As Britain prepares to relax its laws to allow the opening up of Las Vegas-style casinos, foreign gaming giants and local firms are preparing to battle it out for a stake in an expected industry boom.
Compared with counterparts in many other rich nations, relatively few Britons visit casinos.
Most people looking to have a flutter have to buy a lottery ticket, bet online, join the white-haired brigade at the local bingo hall or brave the slightly unsavory surroundings of high-street bookmakers or amusement arcades.
"Only something like two to three percent of British adults have ever been to a casino," said Professor Peter Collins, director for the study of gambling and commercial gaming at Salford University, northern England.
"In France for example the number would be much higher than that, a bit more like 30 percent," he told reporters.
But change is in the wind. Proposed reforms aim to scrap existing rules requiring casinos to be private clubs that any would-be gamblers must wait 24 hours to join.

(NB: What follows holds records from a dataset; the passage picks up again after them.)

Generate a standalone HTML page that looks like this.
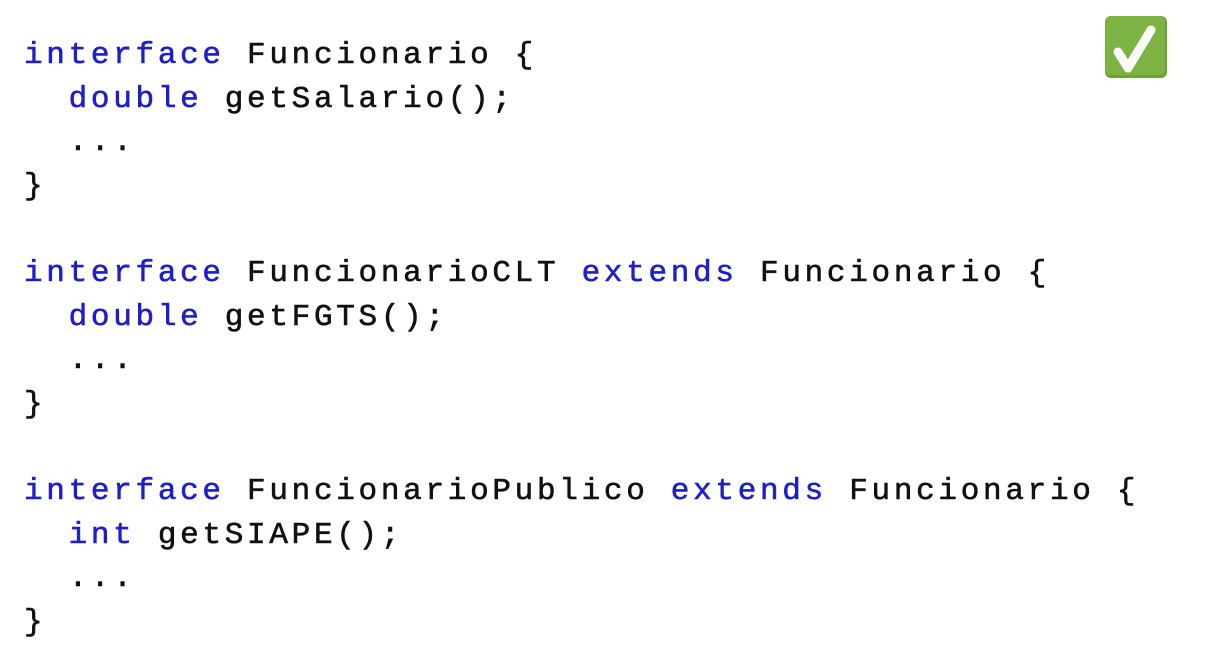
<!DOCTYPE html>
<html><head><meta charset="utf-8"><style>
html,body{margin:0;padding:0;background:#fff;width:1231px;height:646px;overflow:hidden}
pre{position:absolute;left:24px;top:34px;margin:0;font-family:"Liberation Mono","DejaVu Sans Mono",monospace;font-size:31px;letter-spacing:3.7px;line-height:43.6px;color:#111;-webkit-text-stroke:0.6px #111}
.k{color:#1f1fc8;-webkit-text-stroke:0.6px #1f1fc8}
.chk{position:absolute;left:1104px;top:15px;width:64px;height:64px}
</style></head><body>
<pre><span class="k">interface</span> Funcionario {
  <span class="k">double</span> getSalario();
  ...
}

<span class="k">interface</span> FuncionarioCLT <span class="k">extends</span> Funcionario {
  <span class="k">double</span> getFGTS();
  ...
}

<span class="k">interface</span> FuncionarioPublico <span class="k">extends</span> Funcionario {
  <span class="k">int</span> getSIAPE();
  ...
}</pre>
<svg class="chk" viewBox="0 0 64 64">
<rect x="1" y="1" width="62" height="62" rx="6" fill="#6aa437"/>
<rect x="1" y="1" width="60" height="59" rx="6" fill="#7cb342"/>
<path d="M14 37 L24 53 L47 15" fill="none" stroke="#fbf9fb" stroke-width="9" stroke-linecap="round" stroke-linejoin="round"/>
</svg>
</body></html>
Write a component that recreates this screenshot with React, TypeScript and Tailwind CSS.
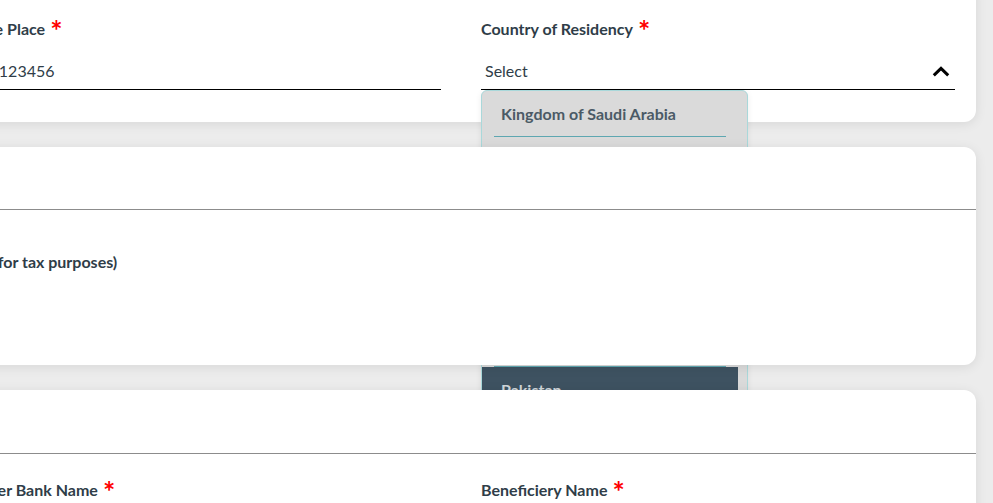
import React from "react"

const countries = [
  "Kingdom of Saudi Arabia",
  "United Arab Emirates",
  "Kuwait",
  "Bahrain",
  "Qatar",
  "Oman",
  "Pakistan",
  "India",
]

function Label({ text }: { text: string }) {
  return (
    <div className="h-[20px] whitespace-nowrap text-[16px] font-bold leading-[20px]">
      {text}
      <span className="relative -top-[4px] ml-[5px] align-top text-[29px] font-bold leading-none text-[#ff0000]">*</span>
    </div>
  )
}

function ChevronUp() {
  return (
    <svg width="18" height="11" viewBox="0 0 18 11" fill="none">
      <path d="M1.8 9.4 L9 2.4 L16.2 9.4" stroke="#000" strokeWidth="3" strokeLinejoin="miter" />
    </svg>
  )
}

function CountryDropdown() {
  return (
    <div className="absolute left-0 top-full h-[330px] w-[267px] overflow-hidden rounded-[6px] border border-[#a9d8da] bg-[#dadada] shadow-[0_2px_6px_rgba(0,0,0,0.08)]">
      <div className="w-[256px]">
        {countries.map((c) => (
          <div key={c} className={c === "Pakistan" ? "bg-[#3e5261] px-[12px]" : "px-[12px]"}>
            <div
              className={
                c === "Pakistan"
                  ? "flex h-[46px] items-center border-b border-[#5ea7b1] px-[7px] text-[16px] font-bold text-[#cfd5d9]"
                  : "flex h-[46px] items-center border-b border-[#5ea7b1] px-[7px] text-[16px] font-bold text-[#4b5a66]"
              }
            >
              {c}
            </div>
          </div>
        ))}
      </div>
    </div>
  )
}

export default function App() {
  return (
    <div className="h-[503px] w-[993px] overflow-hidden bg-[#ececec] font-['Lato',sans-serif] text-[#2f3d48]">
      <div className="-ml-[54px] -mt-[20px] flex w-[1030px] flex-col gap-[25px]">
        {/* personal details */}
        <div className="relative rounded-[12px] bg-white px-[21px] pb-[32px] pt-[39px] shadow-[0_2px_12px_rgba(0,0,0,0.09)]">
          <div className="grid grid-cols-2 gap-x-[40px]">
            <div>
              <Label text="Issue Place" />
              <div className="mt-[14px] flex h-[37px] items-center border-b border-black px-[4px] text-[16px]">
                123123456
              </div>
            </div>
            <div className="relative">
              <Label text="Country of Residency" />
              <div className="mt-[14px] flex h-[37px] items-center justify-between border-b border-black pl-[4px] pr-[5px] text-[16px]">
                <span>Select</span>
                <ChevronUp />
              </div>
              <CountryDropdown />
            </div>
          </div>
        </div>

        {/* tax */}
        <div className="relative rounded-[12px] bg-white shadow-[0_2px_12px_rgba(0,0,0,0.09)]">
          <div className="h-[63px] border-b border-[#8c8c8c]" />
          <div className="h-[155px] px-[17px] pt-[42px]">
            <div className="whitespace-nowrap text-[16px] font-bold leading-[20px]">TIN (for tax purposes)</div>
          </div>
        </div>

        {/* bank */}
        <div className="relative rounded-[12px] bg-white shadow-[0_2px_12px_rgba(0,0,0,0.09)]">
          <div className="h-[64px] border-b border-[#8c8c8c]" />
          <div className="h-[160px] px-[21px] pt-[26px]">
            <div className="grid grid-cols-2 gap-x-[40px]">
              <div className="pl-[3px]">
                <Label text="Issuer Bank Name" />
              </div>
              <Label text="Beneficiery Name" />
            </div>
          </div>
        </div>
      </div>
    </div>
  )
}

Casinos would also be able to advertise their services and offer live entertainment, betting, bingo and more slot machines alongside table games to widen their appeal.
And bigger is better in the eyes of the government, which announced earlier this month that new casinos would have to have a gaming area of at least 450m2 to discourage small high-street casinos.
"It should be a fairly dramatic change to the landscape," said Paul Korolkiewicz, a partner in the leisure team at consultants KPMG.
"I think there's tremendous growth prospects," he said.
"There's a huge, untapped market of people who either are put off by having to wait 24 hours to join [a casino] or just don't find the current casinos to be that appealing," he told reporters.
The casinos' share of the British gaming market is currently only about one fifteenth, or ?500 million (US$800 million), but is likely to soar to about ?4 billion given favourable reforms, estimates Collins.
Foreign players are already looking to get in on the action, even though the proposed legislation, due to be presented to parliament towards the end of the year, is not expected to become law for several years yet.
Kerzner International, which counts the 2,317-room, ocean-themed Atlantis casino resort in the Bahamas among its operations, has acquired a gaming licence for a site in the slightly less glamorous surroundings of Northampton, a former shoe-making capital home to the world's biggest boot and shoe collection.
Last month Isle of Capri, which runs 15 casinos in the US, announced plans to develop a casino and entertainment complex in Coventry, central England.
But experts said that there was still room for British companies to benefit from the expected industry boom.
US operators Harrah's Entertainment and Rival MGM Mirage are already tapping local knowledge through partnerships with British peers.
"The British firms clearly know their market very well, but they will need to respond to the challenge that's given by the know-how and expertise of some of the major international players," said Korolkiewicz.
And some operators are reportedly looking to combine the appeal of gambling with another addictive pastime: football.
Casino operators have apparently approached several English clubs including Manchester United and Chelsea about teaming up to open casinos on their grounds.
But with so many companies rubbing their hands in hope of cashing in on a casino industry boom, it might not just be hapless punters who lose their shirts.
"It might become highly competitive, but that's what markets are supposed to do, they're supposed to sort out winners and losers so that the consumer benefits," said Collins.